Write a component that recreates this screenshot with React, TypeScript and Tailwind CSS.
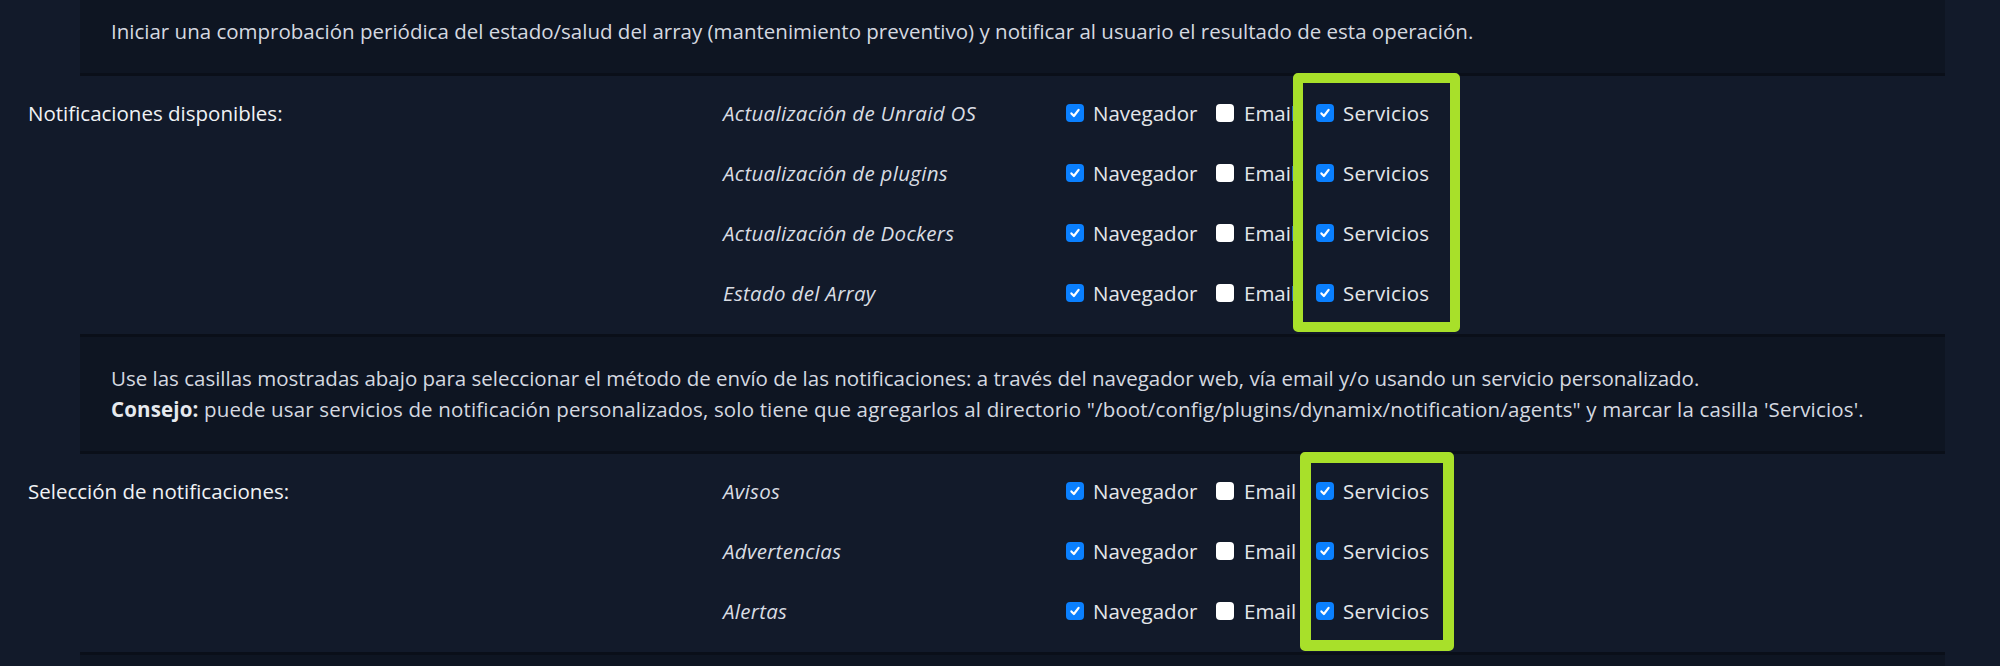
import React from "react";

const AVAILABLE = [
  "Actualización de Unraid OS",
  "Actualización de plugins",
  "Actualización de Dockers",
  "Estado del Array",
];

const SELECTION = ["Avisos", "Advertencias", "Alertas"];

function Check({ checked = false }: { checked?: boolean }) {
  if (!checked) {
    return <span className="w-[18px] h-[18px] rounded-[4px] bg-white shrink-0" />;
  }
  return (
    <span className="w-[18px] h-[18px] rounded-[4px] bg-[#0a80ff] flex items-center justify-center shrink-0">
      <svg viewBox="0 0 12 12" className="w-[12px] h-[12px]">
        <path
          d="M2.4 6.4 L4.9 9 L9.6 2.8"
          stroke="white"
          strokeWidth="2.2"
          fill="none"
          strokeLinecap="round"
          strokeLinejoin="round"
        />
      </svg>
    </span>
  );
}

function Options() {
  return (
    <div className="flex items-center text-[#e4e7eb]">
      <label className="w-[150px] flex items-center gap-[9px]">
        <Check checked />
        Navegador
      </label>
      <label className="w-[100px] flex items-center gap-[10px]">
        <Check />
        Email
      </label>
      <label className="flex items-center gap-[9px] tracking-[0.3px]">
        <Check checked />
        Servicios
      </label>
    </div>
  );
}

function Panel({ children, className = "" }: { children?: React.ReactNode; className?: string }) {
  return (
    <div
      className={`ml-[80px] mr-[55px] bg-[#0e1522] border-b-[3px] border-[#0a0f19] pl-[31px] text-[#d5d9e0] leading-[31px] ${className}`}
    >
      {children}
    </div>
  );
}

// bloque de etiqueta + filas de casillas, el recuadro verde va encima
function Section({
  title,
  items,
  box,
}: {
  title: string;
  items: string[];
  box: string;
}) {
  return (
    <div className="relative flex pt-[7px] pb-[11px]">
      <div className="w-[723px] pl-[28px] h-[60px] flex items-center text-[#f0f2f5]">{title}</div>
      <div className="flex flex-col">
        {items.map((it) => (
          <div key={it} className="h-[60px] flex items-center">
            <span className="w-[343px] italic tracking-[0.3px] text-[#d9dde3]">{it}</span>
            <Options />
          </div>
        ))}
      </div>
      <div className={`absolute rounded-[5px] border-[#a8e02a] ${box}`} />
    </div>
  );
}

export default function App() {
  return (
    <div
      className="relative h-[666px] overflow-hidden bg-[#121a2a] text-[20.5px]"
      style={{ fontFamily: '"Open Sans", "Noto Sans", sans-serif' }}
    >
      <Panel className="pt-[16px] pb-[26px]">
        Iniciar una comprobación periódica del estado/salud del array (mantenimiento preventivo) y notificar al
        usuario el resultado de esta operación.
      </Panel>

      <Section
        title="Notificaciones disponibles:"
        items={AVAILABLE}
        box="top-[-3px] left-[1293px] w-[167px] h-[259px] border-[10px]"
      />

      <Panel className="border-t-[3px] py-[26px]">
        <p>
          Use las casillas mostradas abajo para seleccionar el método de envío de las notificaciones: a través del
          navegador web, vía email y/o usando un servicio personalizado.
        </p>
        <p className="tracking-[0.16px]">
          <b className="font-bold text-[#e6e9ee]">Consejo:</b> puede usar servicios de notificación personalizados,
          solo tiene que agregarlos al directorio "/boot/config/plugins/dynamix/notification/agents" y marcar la casilla
          'Servicios'.
        </p>
      </Panel>

      <Section
        title="Selección de notificaciones:"
        items={SELECTION}
        box="top-[-2px] left-[1300px] w-[154px] h-[199px] border-[11px]"
      />

      <Panel className="border-t-[3px] h-[40px]" />
    </div>
  );
}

◇ ◇ ◇ ◇ ◇

### REQUIRED TASK
Transcribe the listing above verbatim. Omit the pictures.

### WRITTEN SOLUTION
Write a component that recreates this screenshot with React, TypeScript and Tailwind CSS.
import React from "react";

const AVAILABLE = [
  "Actualización de Unraid OS",
  "Actualización de plugins",
  "Actualización de Dockers",
  "Estado del Array",
];

const SELECTION = ["Avisos", "Advertencias", "Alertas"];

function Check({ checked = false }: { checked?: boolean }) {
  if (!checked) {
    return <span className="w-[18px] h-[18px] rounded-[4px] bg-white shrink-0" />;
  }
  return (
    <span className="w-[18px] h-[18px] rounded-[4px] bg-[#0a80ff] flex items-center justify-center shrink-0">
      <svg viewBox="0 0 12 12" className="w-[12px] h-[12px]">
        <path
          d="M2.4 6.4 L4.9 9 L9.6 2.8"
          stroke="white"
          strokeWidth="2.2"
          fill="none"
          strokeLinecap="round"
          strokeLinejoin="round"
        />
      </svg>
    </span>
  );
}

function Options() {
  return (
    <div className="flex items-center text-[#e4e7eb]">
      <label className="w-[150px] flex items-center gap-[9px]">
        <Check checked />
        Navegador
      </label>
      <label className="w-[100px] flex items-center gap-[10px]">
        <Check />
        Email
      </label>
      <label className="flex items-center gap-[9px] tracking-[0.3px]">
        <Check checked />
        Servicios
      </label>
    </div>
  );
}

function Panel({ children, className = "" }: { children?: React.ReactNode; className?: string }) {
  return (
    <div
      className={`ml-[80px] mr-[55px] bg-[#0e1522] border-b-[3px] border-[#0a0f19] pl-[31px] text-[#d5d9e0] leading-[31px] ${className}`}
    >
      {children}
    </div>
  );
}

// bloque de etiqueta + filas de casillas, el recuadro verde va encima
function Section({
  title,
  items,
  box,
}: {
  title: string;
  items: string[];
  box: string;
}) {
  return (
    <div className="relative flex pt-[7px] pb-[11px]">
      <div className="w-[723px] pl-[28px] h-[60px] flex items-center text-[#f0f2f5]">{title}</div>
      <div className="flex flex-col">
        {items.map((it) => (
          <div key={it} className="h-[60px] flex items-center">
            <span className="w-[343px] italic tracking-[0.3px] text-[#d9dde3]">{it}</span>
            <Options />
          </div>
        ))}
      </div>
      <div className={`absolute rounded-[5px] border-[#a8e02a] ${box}`} />
    </div>
  );
}

export default function App() {
  return (
    <div
      className="relative h-[666px] overflow-hidden bg-[#121a2a] text-[20.5px]"
      style={{ fontFamily: '"Open Sans", "Noto Sans", sans-serif' }}
    >
      <Panel className="pt-[16px] pb-[26px]">
        Iniciar una comprobación periódica del estado/salud del array (mantenimiento preventivo) y notificar al
        usuario el resultado de esta operación.
      </Panel>

      <Section
        title="Notificaciones disponibles:"
        items={AVAILABLE}
        box="top-[-3px] left-[1293px] w-[167px] h-[259px] border-[10px]"
      />

      <Panel className="border-t-[3px] py-[26px]">
        <p>
          Use las casillas mostradas abajo para seleccionar el método de envío de las notificaciones: a través del
          navegador web, vía email y/o usando un servicio personalizado.
        </p>
        <p className="tracking-[0.16px]">
          <b className="font-bold text-[#e6e9ee]">Consejo:</b> puede usar servicios de notificación personalizados,
          solo tiene que agregarlos al directorio "/boot/config/plugins/dynamix/notification/agents" y marcar la casilla
          'Servicios'.
        </p>
      </Panel>

      <Section
        title="Selección de notificaciones:"
        items={SELECTION}
        box="top-[-2px] left-[1300px] w-[154px] h-[199px] border-[11px]"
      />

      <Panel className="border-t-[3px] h-[40px]" />
    </div>
  );
}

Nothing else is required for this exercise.